FORROZEIROS PUXAM O CORTEJO DURANTE O ENTERRO DA CANTORA CLEMILDA NO CEMITÉRIO SÃO JOÃO BATISTA: HOMENAGENS
Artistas e populares homenageiam Clemilda
Publicado em 27 de novembro de 2014
Por Jornal Do Dia
Rian Santos
riansantos@jornaldodiase.com.br
"Depois de morto, acabou". Em outro filme, a sentença proferida pela forrozeira Clemilda, logo nos primeiros minutos do longa metragem Morena dos Olhos Pretos (2014), poderia soar oportunista. No documentário dirigido por Isaac Dourado, ao contrário, o desaforo desmascara a pieguice das homenagens tardias e abençoa o intento do diretor. Um tabefe nas fuças de uns e outros. Sem meias palavras. Em alto e bom som.
Apesar de ancorado na trajetória musical de Clemilda, Morena dos Olhos Pretos presta um tributo ao conjunto dos operários da cultura popular nordestina – Uma faina pesada, cuja recompensa usual está muito aquém da alegria proporcionada a tanta gente, Brasil afora. Coroado pelo aplauso e por uma popularidade sem precedentes entre os nossos, o caminho da forrozeira sergipana não nega a poeira que venceu o talento de tantos outros. Antes, a revela.
São muitos os temas subjacentes à trama costurada por Dourado, por meio de depoimentos colhidos junto a comunicadores e aos maiores nomes do forró nordestino de então ao longo do filme. Embora não se preste a tal propósito, o documentário poderia amparar, por exemplo, uma discussão muito oportuna a respeito da cegueira e influência dos meios de comunicação de massa no gosto médio da população. O papel do Estado no amparo aos valores de determinado lugar também é abordado, en passant. E por aí vai. Vida e morte, o duelo fundamental, no entanto, pontua a maior parte dos testemunhos.

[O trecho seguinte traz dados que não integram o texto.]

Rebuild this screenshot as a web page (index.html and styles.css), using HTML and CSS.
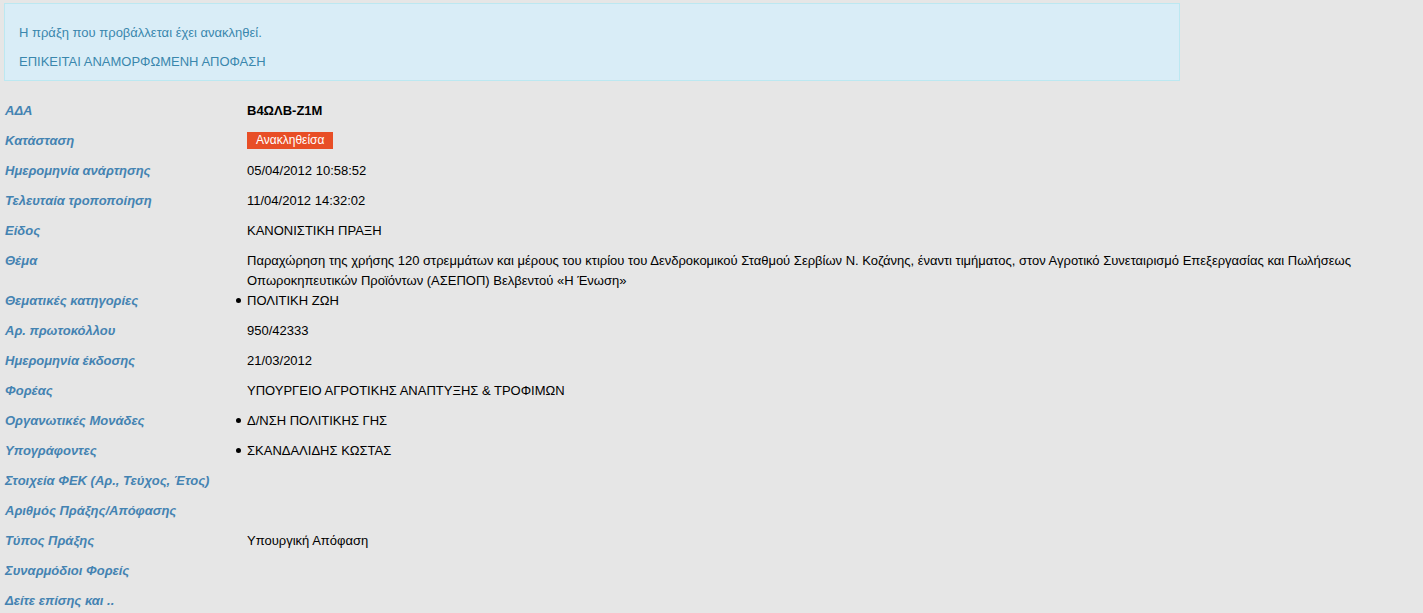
FILE: index.html
```html
<!DOCTYPE html>
<html lang="el">

<head>
    <meta charset="UTF-8">
    <title>Πράξη B4ΩΛΒ-Ζ1Μ</title>
    <link rel="stylesheet" href="styles.css">
</head>

<body>
    <div class="alert">
        <p>Η πράξη που προβάλλεται έχει ανακληθεί.</p>
        <p>ΕΠΙΚΕΙΤΑΙ ΑΝΑΜΟΡΦΩΜΕΝΗ ΑΠΟΦΑΣΗ</p>
    </div>

    <dl class="praxi">
        <dt>ΑΔΑ</dt>
        <dd class="ada">B4ΩΛΒ-Ζ1Μ</dd>

        <dt>Κατάσταση</dt>
        <dd><span class="katastasi">Ανακληθείσα</span></dd>

        <dt>Ημερομηνία ανάρτησης</dt>
        <dd>05/04/2012 10:58:52</dd>

        <dt>Τελευταία τροποποίηση</dt>
        <dd>11/04/2012 14:32:02</dd>

        <dt>Είδος</dt>
        <dd>ΚΑΝΟΝΙΣΤΙΚΗ ΠΡΑΞΗ</dd>

        <dt>Θέμα</dt>
        <dd>Παραχώρηση της χρήσης 120 στρεμμάτων και μέρους του κτιρίου του Δενδροκομικού Σταθμού Σερβίων Ν. Κοζάνης, έναντι τιμήματος, στον Αγροτικό Συνεταιρισμό Επεξεργασίας και Πωλήσεως Οπωροκηπευτικών Προϊόντων (ΑΣΕΠΟΠ) Βελβεντού «Η Ένωση»</dd>

        <dt>Θεματικές κατηγορίες</dt>
        <dd>
            <ul>
                <li>ΠΟΛΙΤΙΚΗ ΖΩΗ</li>
            </ul>
        </dd>

        <dt>Αρ. πρωτοκόλλου</dt>
        <dd>950/42333</dd>

        <dt>Ημερομηνία έκδοσης</dt>
        <dd>21/03/2012</dd>

        <dt>Φορέας</dt>
        <dd>ΥΠΟΥΡΓΕΙΟ ΑΓΡΟΤΙΚΗΣ ΑΝΑΠΤΥΞΗΣ &amp; ΤΡΟΦΙΜΩΝ</dd>

        <dt>Οργανωτικές Μονάδες</dt>
        <dd>
            <ul>
                <li>Δ/ΝΣΗ ΠΟΛΙΤΙΚΗΣ ΓΗΣ</li>
            </ul>
        </dd>

        <dt>Υπογράφοντες</dt>
        <dd>
            <ul>
                <li>ΣΚΑΝΔΑΛΙΔΗΣ ΚΩΣΤΑΣ</li>
            </ul>
        </dd>

        <dt>Στοιχεία ΦΕΚ (Αρ., Τεύχος, Έτος)</dt>
        <dd></dd>

        <dt>Αριθμός Πράξης/Απόφασης</dt>
        <dd></dd>

        <dt>Τύπος Πράξης</dt>
        <dd>Υπουργική Απόφαση</dd>

        <dt>Συναρμόδιοι Φορείς</dt>
        <dd></dd>

        <dt>Δείτε επίσης και ..</dt>
        <dd></dd>
    </dl>
</body>

</html>
```

FILE: styles.css
```css
body {
    margin: 3px 0 0 4px;
    background: #e6e6e6;
    font-family: "Liberation Sans", Arial, sans-serif;
    font-size: 13px;
    line-height: 20px;
    color: #000;
}

.alert {
    width: 1160px;
    padding: 19px 0 8px 14px;
    background: #d9edf7;
    border: 1px solid #bce8f1;
    color: #3a87ad;
}

.alert p {
    margin: 0 0 9px 0;
}

.alert p:last-child {
    margin-bottom: 0;
}

.praxi {
    display: grid;
    grid-template-columns: 242px 1fr;
    margin: 20px 0 0 1px;
    padding-right: 62px;
}

.praxi dt,
.praxi dd {
    margin: 0;
    padding: 0;
    min-height: 30px;
}

.praxi dt {
    font-weight: bold;
    font-style: italic;
    color: #4483b2;
}

.ada {
    font-weight: bold;
}

.katastasi {
    display: inline-block;
    padding: 0 9px;
    line-height: 17px;
    font-size: 12px;
    color: #fff;
    background: #e84e26;
    vertical-align: 1px;
}

.praxi ul {
    margin: 0;
    padding: 0;
    list-style: none;
}

.praxi li::before {
    content: "";
    display: inline-block;
    width: 5px;
    height: 5px;
    margin: 0 6px 0 -11px;
    border-radius: 50%;
    background: #000;
    vertical-align: 2px;
}
```
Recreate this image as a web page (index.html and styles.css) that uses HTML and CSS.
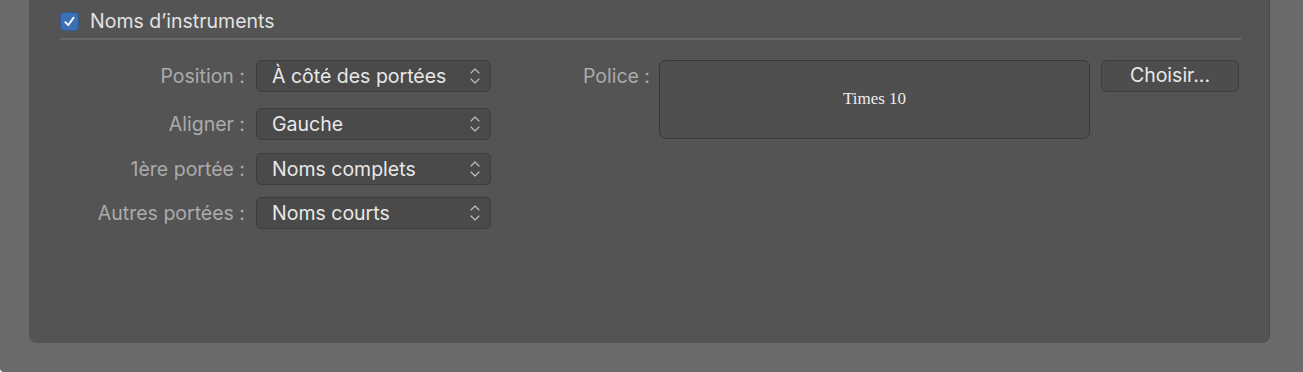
FILE: index.html
```html
<!DOCTYPE html>
<html lang="fr">
<head>
<meta charset="utf-8">
<title>Noms d'instruments</title>
<link rel="stylesheet" href="styles.css">
</head>
<body>
<div class="window">
  <div class="panel">
    <div class="header">
      <span class="checkbox">
        <svg width="13" height="13" viewBox="0 0 12 12"><path d="M2.2 6.6 L4.8 9.4 L9.8 2.4" fill="none" stroke="#fff" stroke-width="1.7" stroke-linecap="round" stroke-linejoin="round"/></svg>
      </span>
      <span class="header-title">Noms d’instruments</span>
    </div>
    <div class="separator"></div>
    <div class="content">
      <div class="form">
        <div class="row r1">
          <span class="label">Position :</span>
          <div class="popup"><span>À côté des portées</span><svg class="chev" width="10" height="18" viewBox="0 0 10 18"><path d="M1 6 L5 2 L9 6 M1 12 L5 16 L9 12" fill="none" stroke="#c2c2c2" stroke-width="1.1" stroke-linecap="round" stroke-linejoin="round"/></svg></div>
        </div>
        <div class="row r2">
          <span class="label">Aligner :</span>
          <div class="popup"><span>Gauche</span><svg class="chev" width="10" height="18" viewBox="0 0 10 18"><path d="M1 6 L5 2 L9 6 M1 12 L5 16 L9 12" fill="none" stroke="#c2c2c2" stroke-width="1.1" stroke-linecap="round" stroke-linejoin="round"/></svg></div>
        </div>
        <div class="row r3">
          <span class="label">1ère portée :</span>
          <div class="popup"><span>Noms complets</span><svg class="chev" width="10" height="18" viewBox="0 0 10 18"><path d="M1 6 L5 2 L9 6 M1 12 L5 16 L9 12" fill="none" stroke="#c2c2c2" stroke-width="1.1" stroke-linecap="round" stroke-linejoin="round"/></svg></div>
        </div>
        <div class="row">
          <span class="label">Autres portées :</span>
          <div class="popup"><span>Noms courts</span><svg class="chev" width="10" height="18" viewBox="0 0 10 18"><path d="M1 6 L5 2 L9 6 M1 12 L5 16 L9 12" fill="none" stroke="#c2c2c2" stroke-width="1.1" stroke-linecap="round" stroke-linejoin="round"/></svg></div>
        </div>
      </div>
      <div class="font-area">
        <span class="label police">Police :</span>
        <div class="font-box">Times 10</div>
        <button class="choose">Choisir...</button>
      </div>
    </div>
  </div>
</div>
</body>
</html>
```
FILE: styles.css
```css
html {
  background: #ffffff;
}
body {
  margin: 0;
  font-family: Inter, "Noto Sans", "Liberation Sans", sans-serif;
}
.window {
  height: 372px;
  background: #6a6a6a;
  border-radius: 0 0 0 4px;
  overflow: hidden;
}
.panel {
  margin-left: 29px;
  width: 1241px;
  height: 343px;
  box-sizing: border-box;
  background: #545454;
  border-right: 1px solid #4b4b4b;
  border-radius: 0 0 8px 8px;
  padding: 12px 30px 0 31px;
}
.header {
  display: flex;
  align-items: center;
  height: 18px;
}
.checkbox {
  flex: none;
  width: 19px;
  height: 19px;
  box-sizing: border-box;
  border-radius: 4px;
  background: #3c70b4;
  border: 1px solid #2f5a91;
  display: flex;
  align-items: center;
  justify-content: center;
}
.header-title {
  margin-left: 11px;
  font-size: 19.5px;
  color: #e2e2e2;
}
.separator {
  margin-top: 8px;
  height: 2px;
  background: #686868;
  width: 1181px;
}
.content {
  display: flex;
  margin-top: 20px;
}
.form {
  display: flex;
  flex-direction: column;
  gap: 12px;
}
.row {
  display: flex;
  align-items: center;
  height: 32px;
}
.r1 { margin-bottom: 4px; }
.r2 { margin-bottom: 1px; }
.label {
  font-size: 19.5px;
  color: #ababab;
}
.row .label {
  width: 185px;
  text-align: right;
  margin-right: 11px;
  white-space: nowrap;
}
.popup {
  width: 235px;
  height: 32px;
  box-sizing: border-box;
  background: #4a4a4a;
  border: 1px solid #3d3d3d;
  border-radius: 5px;
  display: flex;
  align-items: center;
  justify-content: space-between;
  padding: 0 10px 0 15px;
  font-size: 19.5px;
  color: #e8e8e8;
}
.chev {
  display: block;
}
.font-area {
  display: flex;
  align-items: flex-start;
}
.police {
  width: 159px;
  text-align: right;
  line-height: 32px;
  margin-right: 9px;
}
.font-box {
  width: 431px;
  height: 79px;
  box-sizing: border-box;
  background: #4f4f4f;
  border: 1px solid #383838;
  border-radius: 7px;
  display: flex;
  align-items: center;
  justify-content: center;
  padding-bottom: 2px;
  font-family: "Liberation Serif", serif;
  font-size: 17px;
  color: #ededed;
}
.choose {
  margin-left: 11px;
  width: 138px;
  height: 32px;
  box-sizing: border-box;
  background: #4d4d4d;
  border: 1px solid #3d3d3d;
  border-radius: 5px;
  font-family: Inter, "Noto Sans", "Liberation Sans", sans-serif;
  font-size: 19.5px;
  color: #e8e8e8;
  padding: 0 0 2px 0;
}
```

Entre tantas declarações emocionadas, o desabafo da cantora Amorosa se destaca. Sempre contundente, ela defende que nenhuma homenagem substitui a altura do palco negado pelo poder público local a Clemilda. Eu assino embaixo. Tapinhas nas costas não pagam as contas no fim do mês.
Curto e grosso, o filme de Dourado vai direto ao ponto. Em um ambiente obsedado pelos sinais mais superficiais do sucesso, a história de Clemilda faz uma advertência sobre as motivações que impulsionam o exercício criativo em nossos dias. Pra bom entendedor, meia palavra basta.
Uma nota triste – A cantora Clemilda perdeu na madrugada de ontem a batalha de vida e morte que enfrentava desde o último 11 de julho, quando deu entrada em um hospital particular da capital sergipana. Apesar da consternação popular, que reclamava o aparelho público e honras de chefe de Estado, foi velada e enterrada como a gente simples que a inspirava. No céu, especula-se, as homenagens teriam sido mais efetivas.